If after climbing a flight of stairs, you find yourself catching your breath and experiencing painful pressure in your chest, you may be getting a warning of early heart disease. The added stress on your heart by climbing the stairs causes it to work harder, and the disease may be depriving the heart of oxygen. Here is what your heart may be warning you about and what to do before even more serious heart problems arise.

Your Heart Needs Blood and Oxygen Like All Other Muscles

Special blood vessels, called the coronary arteries, provide your heart with blood and remove waste materials. Oxygen is one of the key elements in the blood that fuels the heart muscle. As your physical activity increases, such as climbing a flight of stairs, your heart rate increases, and so does the requirement for oxygen. More blood is pumped through the coronary arteries to satisfy your heart's need for more oxygen.

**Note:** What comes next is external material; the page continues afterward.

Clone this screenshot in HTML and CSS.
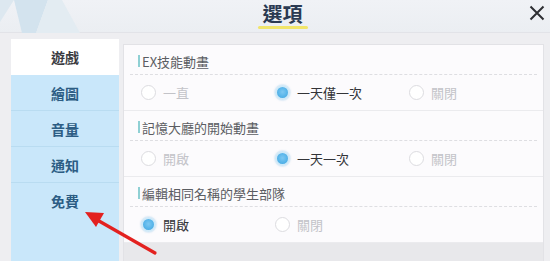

When these special blood vessels become damaged due to heart disease, they aren't able to send the blood needed to the heart. The heart muscle becomes starved of oxygen and reacts by sending you a painful signal. Angina is the term used to describe the heart pain you felt going up the stairs. When you rested at the top of the stairs, the pain went away as your heart rate went down.

Chest Pain Versus a Heart Attack

The chest pain while climbing stairs was a warning. It means you still have time to react before the heart disease gets serious. If the pain had not subsided when you rested at the top of the stairs, your doctor would say that you've had a heart attack. This is an indication that some of your heart muscle is being permanently damaged, and if not addressed immediately, death may be imminent. A full-blown heart attack often consists of:

  • Intense pressure in your chest that doesn't go away as you rest
  • Radiating pain from the chest into your neck and shoulders and down your left arm
  • Pain that ebbs and flows between periods of intense and mild pain

Factors Contributing to Heart Disease

A number of conditions can prevent the coronary arteries from providing your heart with enough blood. Some of these include:

  • Atherosclerosis - This is a disease that causes the blood vessels to lose their flexibility. This reduces their ability to respond to the heart's request for varying levels of blood and oxygen.
  • High cholesterol - This can allow fatty deposits to build up on the walls of the blood vessels. The deposits allow less blood to flow through the coronary arteries to the heart. In advanced cases of heart disease, the vessels may become completely blocked.
  • Diabetes - This disease causes changes in the walls of the blood vessels so they are no longer as efficient at pumping blood.

At the first sign of chest pain, contact your doctor. They will refer you to the heart doctors who specialize in diagnosing heart disease and recommend treatment to prevent you from having a heart attack. Don't ignore this warning sign as it may be the only one you get before you have a much more painful experience.